山笠は博多の人々にとって、アイデンティティそのものです。「山笠があるけん博多たい」という言葉があるほど、祭りと地域が一体化しています。流という組織は単なる祭りの単位ではなく、近隣住民の絆を深める場でもあり、年齢組織を通じて世代を超えた交流が生まれます。
一方、山笠は女人禁制という厳しいしきたりを守り続けてきました。これには賛否両論あるでしょうが、伝統を重んじる姿勢の表れとも言えます。近年では「不浄の者立入るべからず」という立て札が「関係者以外立入禁止」に変更されるなど、時代に合わせた配慮も見られます。

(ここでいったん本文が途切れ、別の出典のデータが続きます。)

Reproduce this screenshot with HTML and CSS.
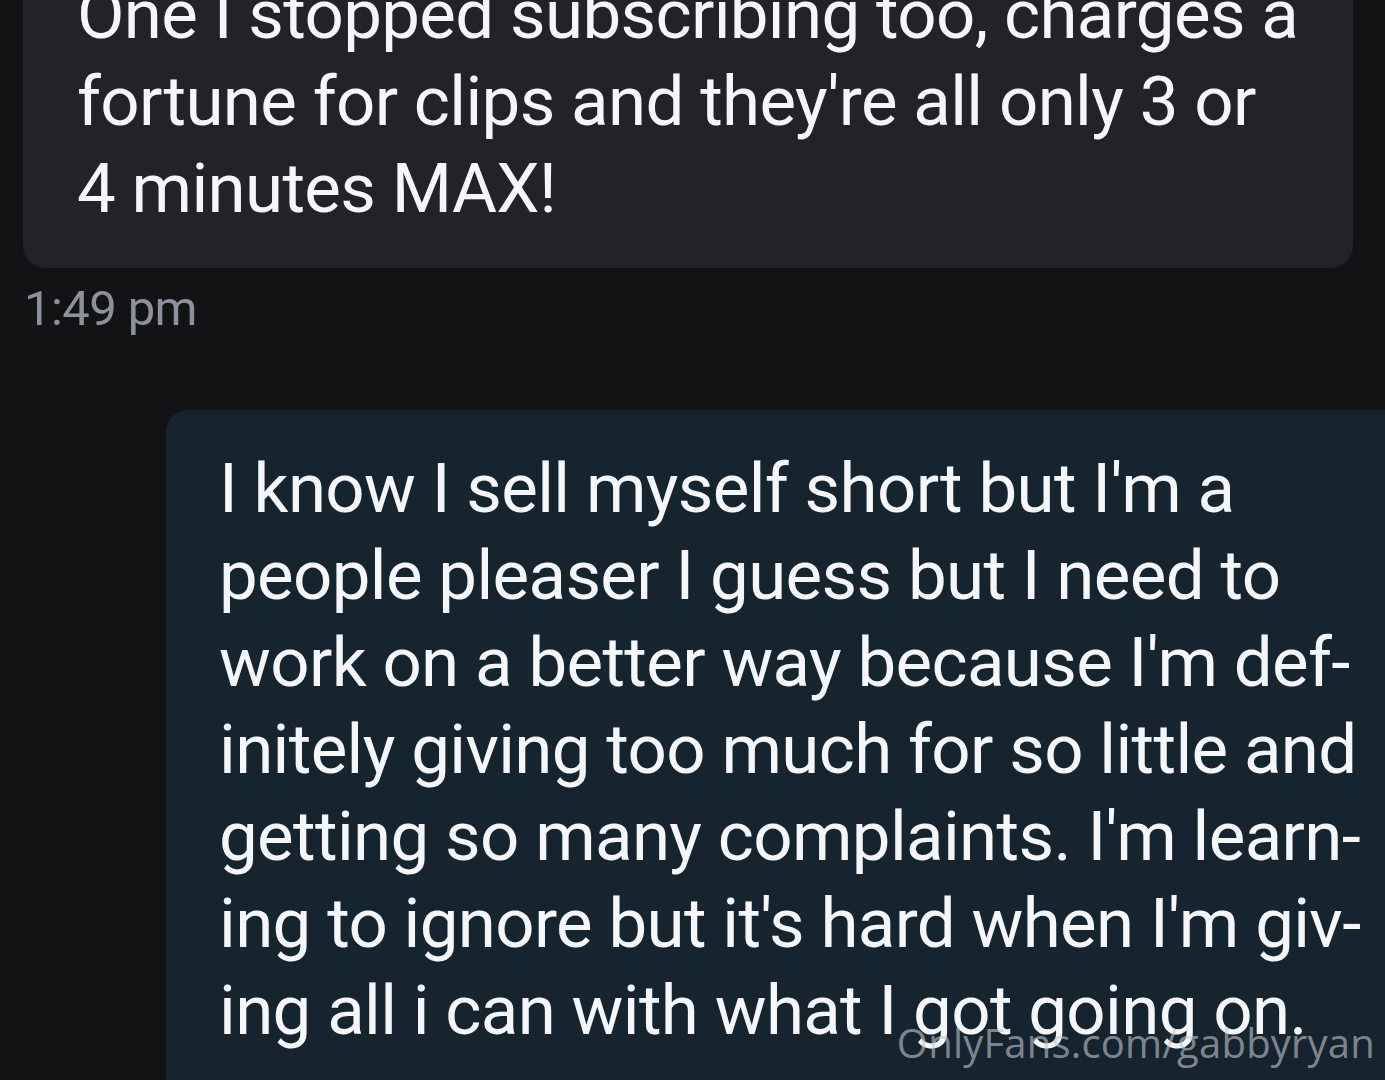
FILE: index.html
```html
<!DOCTYPE html>
<html lang="en">
<head>
    <meta charset="UTF-8">
    <meta name="viewport" content="width=device-width, initial-scale=1.0">
    <title>Messages</title>
    <link rel="stylesheet" href="styles.css">
</head>
<body>
    <div class="chat">
        <div class="msg incoming">
            <div class="bubble">
                One I stopped subscribing too, charges a<br>
                fortune for clips and they're all only 3 or<br>
                4 minutes MAX!
            </div>
            <div class="time">1:49 pm</div>
        </div>

        <div class="msg outgoing">
            <div class="bubble">
                I know I sell myself short but I'm a<br>
                people pleaser I guess but I need to<br>
                work on a better way because I'm def-<br>
                initely giving too much for so little and<br>
                getting so many complaints. I'm learn-<br>
                ing to ignore but it's hard when I'm giv-<br>
                ing all i can with what I got going on.
            </div>
        </div>
    </div>

    <div class="watermark">OnlyFans.com/gabbyryan</div>
</body>
</html>
```

FILE: styles.css
```css
html, body { margin: 0; height: 100%; }
body { background-color: #131315; color: #f4f6f9; font-family: Roboto, "Noto Sans", sans-serif; overflow: hidden; position: relative; }

.chat { display: flex; flex-direction: column; margin-top: -64px; }

.bubble {
    font-size: 69px;
    line-height: 87px;
    letter-spacing: -0.65px;
    padding: 35px 54px 36px 54px;
    box-sizing: border-box;
    white-space: nowrap;
}

.incoming .bubble {
    margin-left: 23px;
    width: 1330px;
    background-color: #222327;
    border-radius: 0 0 22px 22px;
}
.incoming .time {
    margin: 11px 0 0 24px;
    font-size: 49px;
    line-height: 59px;
    letter-spacing: -0.6px;
    color: #8b929b;
}

.outgoing { margin-top: 72px; }
.outgoing .bubble {
    margin-left: 166px;
    width: 1260px;
    background-color: #16242f;
    border-radius: 22px 0 0 0;
    padding-left: 53px;
    padding-bottom: 60px;
}

.watermark {
    position: absolute;
    right: 10px;
    bottom: 10px;
    font-family: "Open Sans", "Noto Sans", sans-serif;
    font-size: 40px;
    letter-spacing: 0.2px;
    color: rgba(196, 200, 205, 0.62);
    white-space: nowrap;
}
```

現代社会で780年前の形式をそのまま守り続けるのは簡単なことではありません。電線、戦争、人口減少、価値観の変化―さまざまな困難がありました。それでも博多の人々は、時代に合わせて柔軟に変化しながら、山笠の本質を守り続けてきたのです。その姿勢こそが、博多祇園山笠が今も愛され続ける理由なのかもしれません。
780年の歴史が物語る、博多の底力
博多祇園山笠の歴史は、疫病退散を願う祈りから始まり、戦国時代の町割り、江戸時代の発展、近代化の試練、戦争による中断、そして現代の復興へと続いています。その過程で形を変えながらも、博多の人々は決して山笠を手放しませんでした。780年という途方もない時間の中で培われた伝統と、時代に合わせて変化する柔軟性。この両立こそが、博多祇園山笠が今も多くの人を魅了する理由なのです。毎年7月、博多の街が熱狂に包まれる時、そこには長い歴史の重みと、未来へ繋がる希望が交錯しています。